ERIC Number: ED218317
Record Type: RIE
Publication Date: 1980
Pages: 27
Abstractor: N/A
ISBN: N/A
ISSN: N/A
EISSN: N/A
Problems in Stabilizing the Judgment Process.
Quellmalz, Edys
Measurement problems which jeopardize the reliability and validity of competency-based writing assessments are analyzed. Methods to stabilize rating criteria and readers' application of them are necessary. Most writing assessment programs use guidelines from norm-referenced test methodology. Use of this method of criteria application based on ranking within-occasion endangers or precludes between-occasion uniformity. Judgment stability within a session and across sessions are other problems of measurement. The instability of ratings has been a major weakness of writing skills measures. Two indicators of rating variability are discussed. Rater drift is the rater's progressive deviation within a scoring session from previously shared criteria. Scale instability is the differential application of criteria by raters in different scoring sessions. During scale development and validation, assessments should collect separate ratings on component text features that comprise a total score.

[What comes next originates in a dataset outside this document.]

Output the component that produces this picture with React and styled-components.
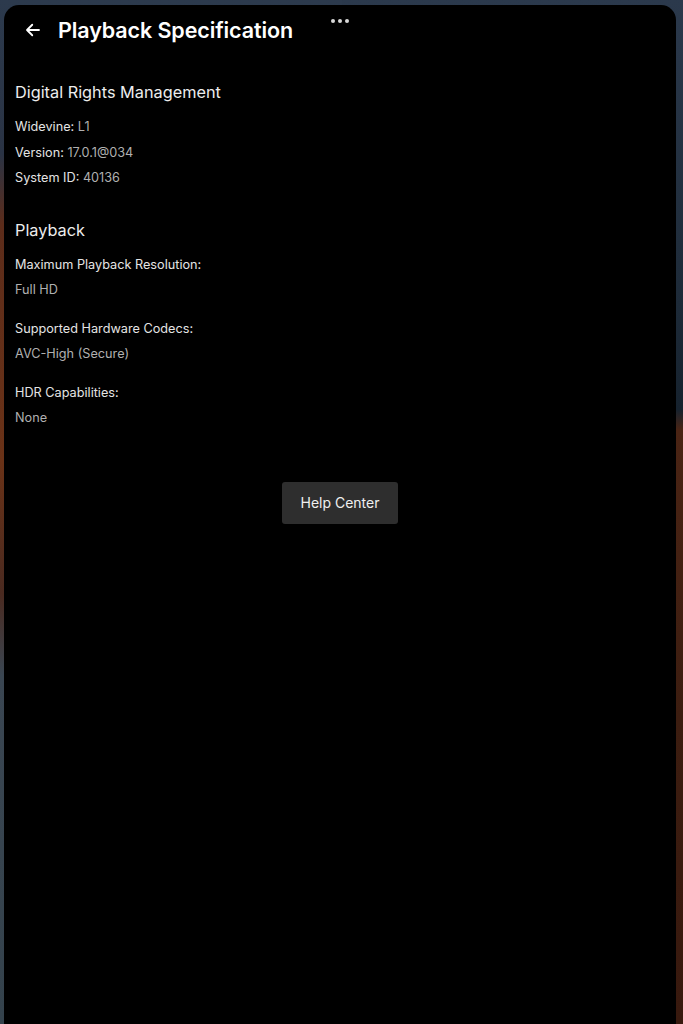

Rating methods should intersperse periodic checks. Frequency of checks and nature of feedback on scoring accuracy are important. Sound writing assessment requires scale stability. (Author/DWH)
Publication Type: Reports - Research; Guides - Non-Classroom
Education Level: N/A
Audience: N/A
Language: English
Sponsor: National Inst. of Education (ED), Washington, DC.
Authoring Institution: California Univ., Los Angeles. Center for the Study of Evaluation.